Do you believe he has to personally transport her? If he offers her money and that act induces her to cross a state line for the purposes of prostitution, that’s a violation of the law. He doesn’t have to physically pick her up and carry her over a state line.
She’s still doing it of her own free will and isn’t being “transported.” Could a motivated prosecutor technically contrive a case? Probably, but a technical case could also be made against somebody driving his girlfriend to Vegas for a weekend of “debauchery.” I actually think a stronger case could be made for the latter. This Mann Act bullshit is just tendentious political spin, in my opinion. It amounts to little more than trying to inflate a trivial, misdemeanor charge into (OMG) FEDERAL CHARGES.
I don’t know anything about this “structuring” stuff (I don’t see why can’t conceal his own money but whatever), but no way in hell are there going to be any Mann Act charges. That’s an archaic law and prosecuting him for it would be nakedly selective and political.
I wouldn’t have the arrogance to judge anyone for staying with her husband after infidelity. What boggles my mind is that somehow they are convinced to appear up on stage with them, in apparent solidarity, while their husbands confess.

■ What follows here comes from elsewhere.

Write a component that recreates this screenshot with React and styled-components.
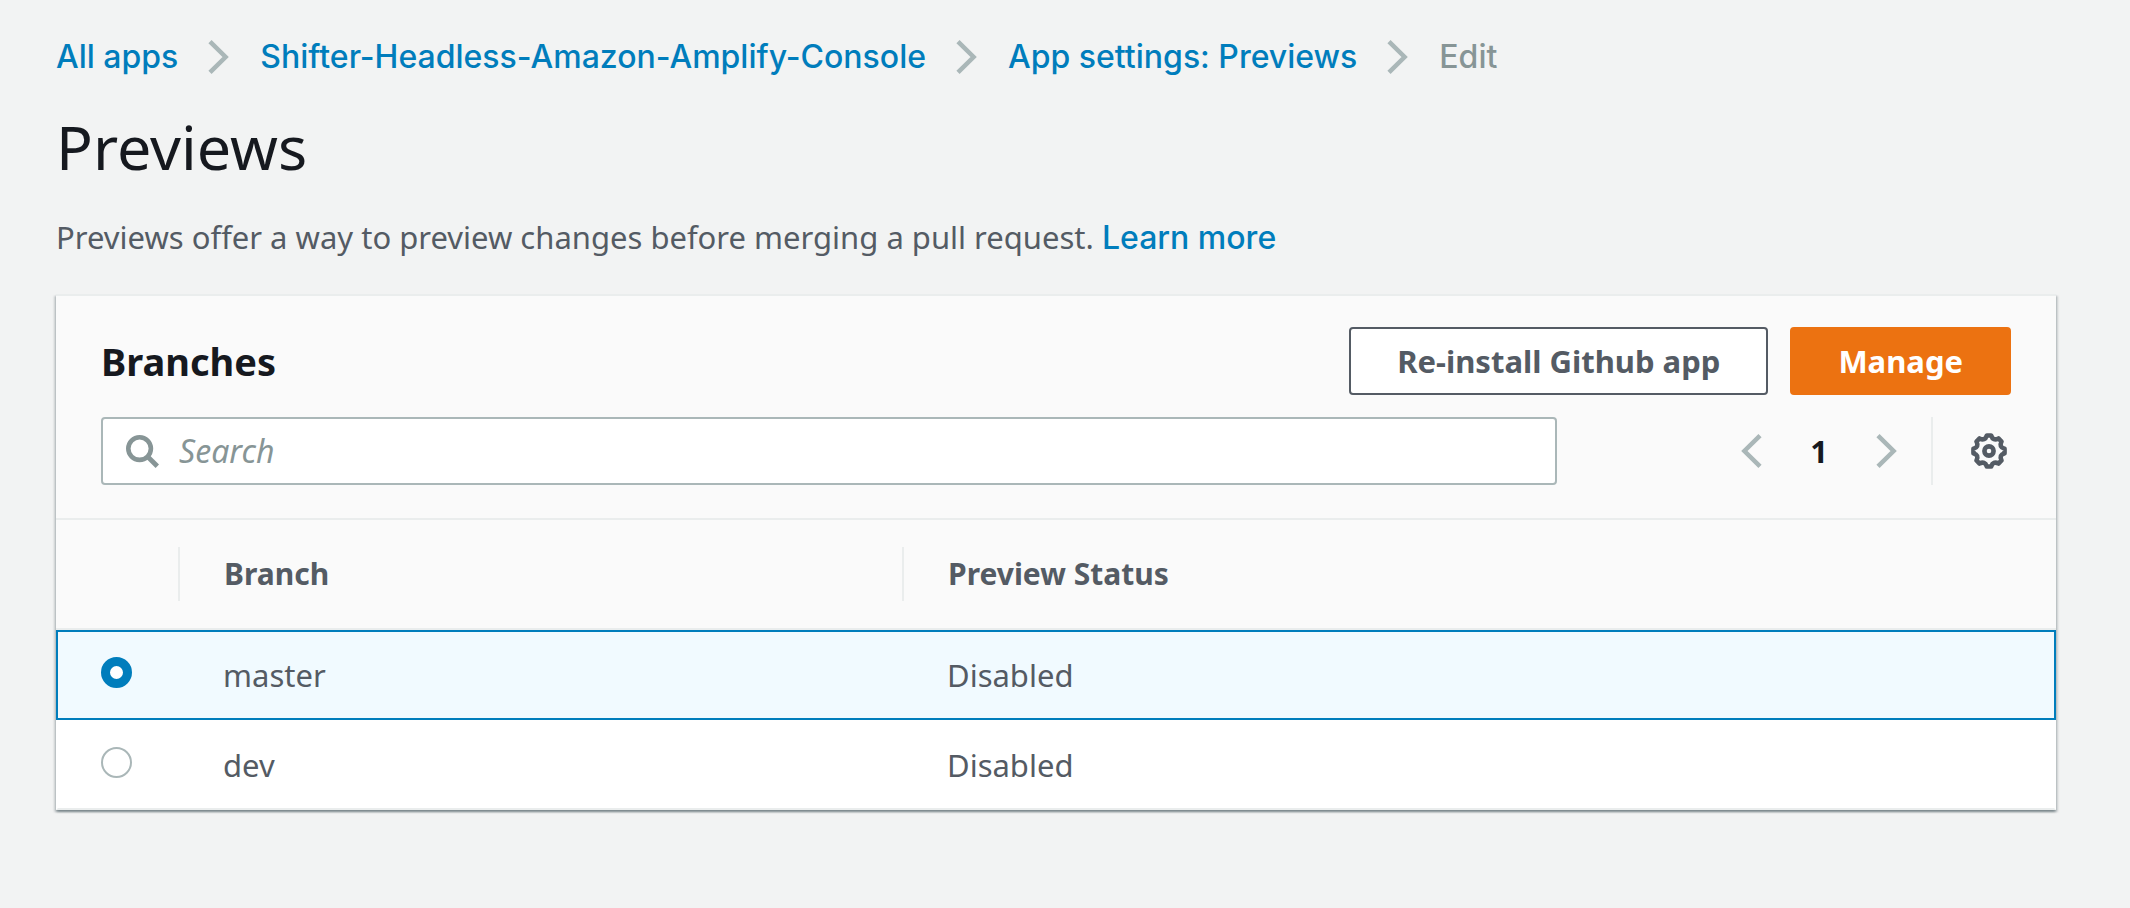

I realize political wives are a different breed and all, but geez. My husband would at least have enough sense not to ask me to get up on stage, let alone turn his back to me for any appreciable amount of time.
In US v. Singh, the owner of an Economy Inn in West Virginia was convicted under the Mann Act for renting rooms to prostitutes at a discounted rate. The women travelled to his motel from out of state, under their own free will. They “transported” themselves, in the sense that they got in their cars and drove themselves there, with only Singh’s offer of discounted room rates as inducement. Singh was convicted, and his conviction upheld on appeal.
So far as I can discern, Singh was not the governor of any state.
Wow, that’s really evil.
Apparently Gov. Spitzer has a reputation for grandstanding and prosecuting cases (and ruining people’s lives) on very thin evidence. So it would be ironic if he were to have the proverbial tables turned on him.